◆ What you have to do: Report the count of lines that carry the string "page", and add nothing.

◆ Data lines:
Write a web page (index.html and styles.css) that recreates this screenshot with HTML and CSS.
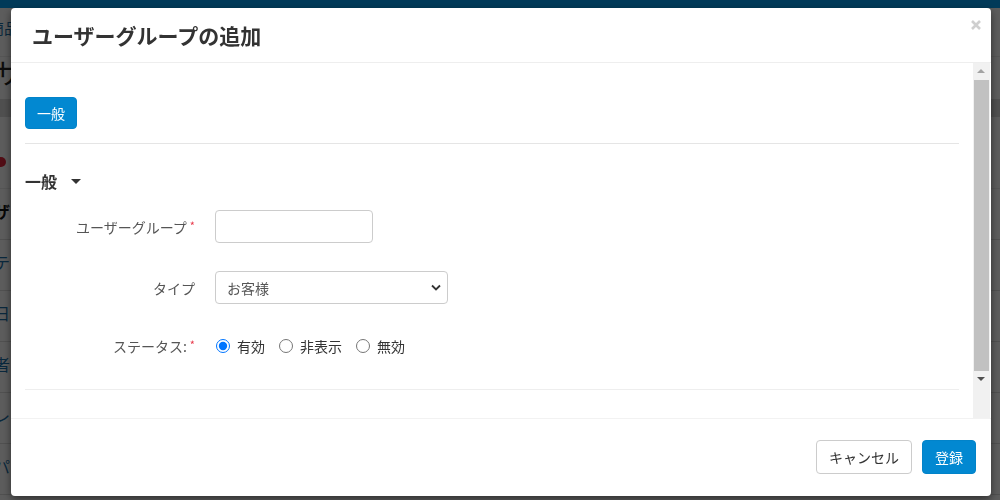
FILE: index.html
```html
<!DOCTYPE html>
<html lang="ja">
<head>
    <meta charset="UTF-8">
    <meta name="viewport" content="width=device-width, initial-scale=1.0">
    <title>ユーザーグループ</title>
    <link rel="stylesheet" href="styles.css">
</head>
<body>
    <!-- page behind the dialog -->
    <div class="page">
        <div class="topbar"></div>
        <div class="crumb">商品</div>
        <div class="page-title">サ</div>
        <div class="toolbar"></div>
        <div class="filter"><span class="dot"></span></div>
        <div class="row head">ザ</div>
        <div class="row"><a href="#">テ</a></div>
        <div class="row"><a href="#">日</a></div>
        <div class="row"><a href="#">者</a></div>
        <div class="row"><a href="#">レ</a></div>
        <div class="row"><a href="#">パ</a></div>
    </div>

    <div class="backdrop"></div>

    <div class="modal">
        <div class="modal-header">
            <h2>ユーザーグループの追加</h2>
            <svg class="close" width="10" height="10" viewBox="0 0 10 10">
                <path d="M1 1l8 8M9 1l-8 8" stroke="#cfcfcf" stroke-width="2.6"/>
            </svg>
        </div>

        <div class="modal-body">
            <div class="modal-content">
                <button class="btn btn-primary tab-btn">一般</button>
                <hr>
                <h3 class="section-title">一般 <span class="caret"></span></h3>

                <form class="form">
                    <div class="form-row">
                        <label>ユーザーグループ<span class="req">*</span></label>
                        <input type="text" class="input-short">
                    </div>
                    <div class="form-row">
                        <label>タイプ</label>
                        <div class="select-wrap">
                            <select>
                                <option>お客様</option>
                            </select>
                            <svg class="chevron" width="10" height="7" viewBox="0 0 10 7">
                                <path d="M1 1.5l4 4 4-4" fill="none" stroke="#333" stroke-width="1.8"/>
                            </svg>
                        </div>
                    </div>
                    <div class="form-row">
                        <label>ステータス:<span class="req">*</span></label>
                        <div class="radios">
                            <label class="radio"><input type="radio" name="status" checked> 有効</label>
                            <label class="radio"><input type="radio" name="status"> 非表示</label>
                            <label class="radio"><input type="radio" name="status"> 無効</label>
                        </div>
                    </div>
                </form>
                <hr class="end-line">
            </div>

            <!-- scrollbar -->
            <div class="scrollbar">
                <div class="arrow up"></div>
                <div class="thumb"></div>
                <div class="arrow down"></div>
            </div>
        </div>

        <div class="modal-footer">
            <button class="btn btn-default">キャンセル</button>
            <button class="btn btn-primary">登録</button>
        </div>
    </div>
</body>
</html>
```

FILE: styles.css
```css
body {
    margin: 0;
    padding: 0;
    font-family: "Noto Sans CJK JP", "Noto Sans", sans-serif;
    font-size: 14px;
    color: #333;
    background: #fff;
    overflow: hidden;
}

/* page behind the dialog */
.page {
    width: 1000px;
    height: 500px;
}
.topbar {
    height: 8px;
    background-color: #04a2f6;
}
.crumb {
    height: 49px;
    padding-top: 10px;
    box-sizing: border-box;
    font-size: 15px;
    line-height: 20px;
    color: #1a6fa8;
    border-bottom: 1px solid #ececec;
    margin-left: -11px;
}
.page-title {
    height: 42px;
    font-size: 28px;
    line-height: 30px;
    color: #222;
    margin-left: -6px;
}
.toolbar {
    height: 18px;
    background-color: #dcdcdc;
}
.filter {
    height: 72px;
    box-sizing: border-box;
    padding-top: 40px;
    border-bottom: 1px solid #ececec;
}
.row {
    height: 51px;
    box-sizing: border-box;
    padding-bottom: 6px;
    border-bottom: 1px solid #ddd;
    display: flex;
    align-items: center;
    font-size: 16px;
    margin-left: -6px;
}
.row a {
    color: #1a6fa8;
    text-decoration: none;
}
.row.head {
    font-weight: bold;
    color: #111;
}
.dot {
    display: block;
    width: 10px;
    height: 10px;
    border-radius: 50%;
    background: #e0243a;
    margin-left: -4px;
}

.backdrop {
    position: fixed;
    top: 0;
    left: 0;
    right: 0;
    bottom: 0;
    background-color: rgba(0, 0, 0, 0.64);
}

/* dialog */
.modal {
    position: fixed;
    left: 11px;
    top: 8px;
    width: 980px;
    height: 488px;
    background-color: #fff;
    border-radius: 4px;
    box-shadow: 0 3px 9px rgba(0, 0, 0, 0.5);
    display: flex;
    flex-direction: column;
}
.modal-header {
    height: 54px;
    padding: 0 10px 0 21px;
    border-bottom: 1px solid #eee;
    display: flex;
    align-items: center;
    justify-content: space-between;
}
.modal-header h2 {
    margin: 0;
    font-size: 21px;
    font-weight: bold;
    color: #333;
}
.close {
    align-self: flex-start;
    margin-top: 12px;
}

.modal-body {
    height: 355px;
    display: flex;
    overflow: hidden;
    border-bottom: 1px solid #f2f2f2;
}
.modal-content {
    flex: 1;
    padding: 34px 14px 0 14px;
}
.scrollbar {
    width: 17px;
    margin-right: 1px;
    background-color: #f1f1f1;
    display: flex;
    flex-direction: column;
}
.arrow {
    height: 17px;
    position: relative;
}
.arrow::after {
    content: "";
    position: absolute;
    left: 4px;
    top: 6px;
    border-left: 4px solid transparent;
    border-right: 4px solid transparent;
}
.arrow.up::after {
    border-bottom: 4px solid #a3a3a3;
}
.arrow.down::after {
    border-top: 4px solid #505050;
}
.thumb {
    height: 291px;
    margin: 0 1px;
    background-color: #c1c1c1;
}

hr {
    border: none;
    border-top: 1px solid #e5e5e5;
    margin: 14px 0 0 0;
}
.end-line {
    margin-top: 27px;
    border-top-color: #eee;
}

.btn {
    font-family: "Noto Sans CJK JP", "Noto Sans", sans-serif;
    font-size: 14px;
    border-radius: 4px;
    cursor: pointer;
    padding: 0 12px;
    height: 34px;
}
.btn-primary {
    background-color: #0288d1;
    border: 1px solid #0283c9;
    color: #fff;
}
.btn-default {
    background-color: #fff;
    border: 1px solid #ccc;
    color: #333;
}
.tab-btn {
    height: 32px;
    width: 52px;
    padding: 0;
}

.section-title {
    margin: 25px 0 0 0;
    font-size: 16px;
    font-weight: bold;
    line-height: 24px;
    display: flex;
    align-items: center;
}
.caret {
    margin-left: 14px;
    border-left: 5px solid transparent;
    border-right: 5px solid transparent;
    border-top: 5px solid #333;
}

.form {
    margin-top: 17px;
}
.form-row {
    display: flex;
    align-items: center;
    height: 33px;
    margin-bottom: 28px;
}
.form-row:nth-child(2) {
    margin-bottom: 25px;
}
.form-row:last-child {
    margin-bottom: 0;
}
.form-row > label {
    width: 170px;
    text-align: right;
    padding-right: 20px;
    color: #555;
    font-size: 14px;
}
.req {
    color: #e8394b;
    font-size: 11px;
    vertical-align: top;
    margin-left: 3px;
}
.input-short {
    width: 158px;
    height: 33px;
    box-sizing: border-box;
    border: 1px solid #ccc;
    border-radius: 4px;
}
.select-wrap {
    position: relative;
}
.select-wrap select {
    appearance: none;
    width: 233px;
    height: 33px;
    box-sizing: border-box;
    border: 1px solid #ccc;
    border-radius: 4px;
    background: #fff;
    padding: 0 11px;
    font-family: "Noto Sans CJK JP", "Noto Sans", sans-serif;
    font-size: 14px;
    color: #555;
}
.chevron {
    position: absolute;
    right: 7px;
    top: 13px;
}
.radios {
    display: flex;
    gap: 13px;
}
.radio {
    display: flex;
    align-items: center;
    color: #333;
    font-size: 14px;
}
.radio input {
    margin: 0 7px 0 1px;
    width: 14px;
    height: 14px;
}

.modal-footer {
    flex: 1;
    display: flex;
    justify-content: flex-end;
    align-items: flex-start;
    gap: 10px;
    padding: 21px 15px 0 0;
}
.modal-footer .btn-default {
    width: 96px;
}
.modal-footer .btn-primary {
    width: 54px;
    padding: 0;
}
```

◆ Complete output: 7